Dramatic pause. Andy Mac’s voice dropped an octave. “He was murdered. Ambushed and strangled in his own house, i
n his own room. This room.”
The Spook was obviously listening, bobbing up and down near the ceiling like a child’s birthday balloon. Andy Mac went on, “A hundred and seventy years ago. Give or take.”
Farrell called from the coat closet, “Not possible. This dump isn’t that old—it just feels like it.”
“Go argue with a ghost,” Andy Mac said. “There was some house on this spot a hundred and seventy years ago, and he definitely died here, or he wouldn’t be hanging around.
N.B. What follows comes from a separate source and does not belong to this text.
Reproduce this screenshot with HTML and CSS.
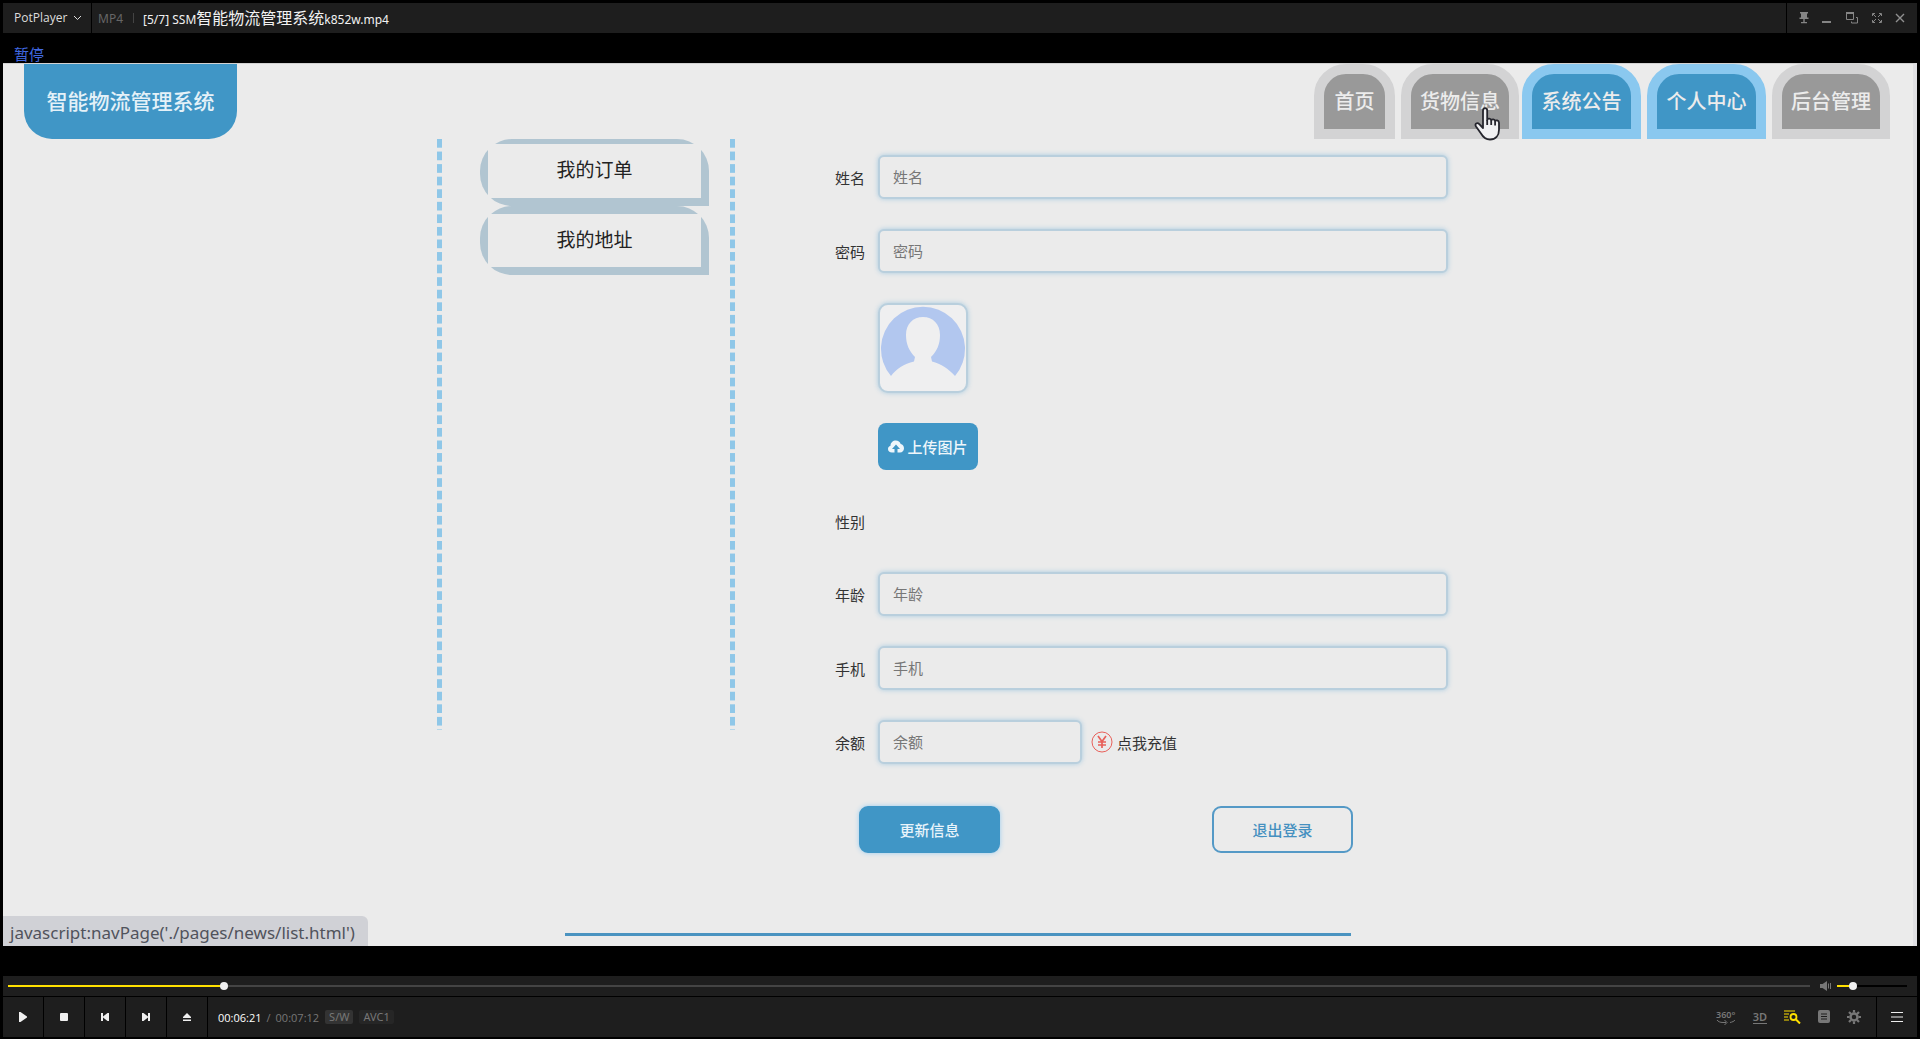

Ghosts don’t freelance.”
“He’s never bothered Julie.” Farrell was edging halfway out of the closet for a second time. “Never showed up until she’d left for Seattle.”
“Yes,” Andy Mac purred. “That’s because he doesn’t think she murdered him.”
The total silence that followed after Farrell’s “What?” was broken at last by the Spook’s yowl of vindication. Farrell yowled right back to match it. “For Christ’s sake, I wasn’t born a hundred-seventy years ago! Whoever murdered the thing—the guy, okay—it wasn’t me. Tell it—him—tell him it wasn’t me!”
Andy Mac took a huge bite of smoked salmon and washed it down with a slug of Johnnie Walker Black. “Go argue with a ghost, I said. All they’ve got—all they are—are their memories, and they get them screwed up all the time. But once they lock into a thing the way they want to remember it—” he shrugged immensely—“that’s it, game over. Not a lot to do about it.”
“Nothing to do about it?” Spook or no Spook, Farrell was all the way out of the closet by then, practically shouting in Andy Mac’s big face. “What are you talking about? There’s got to be something we can do!”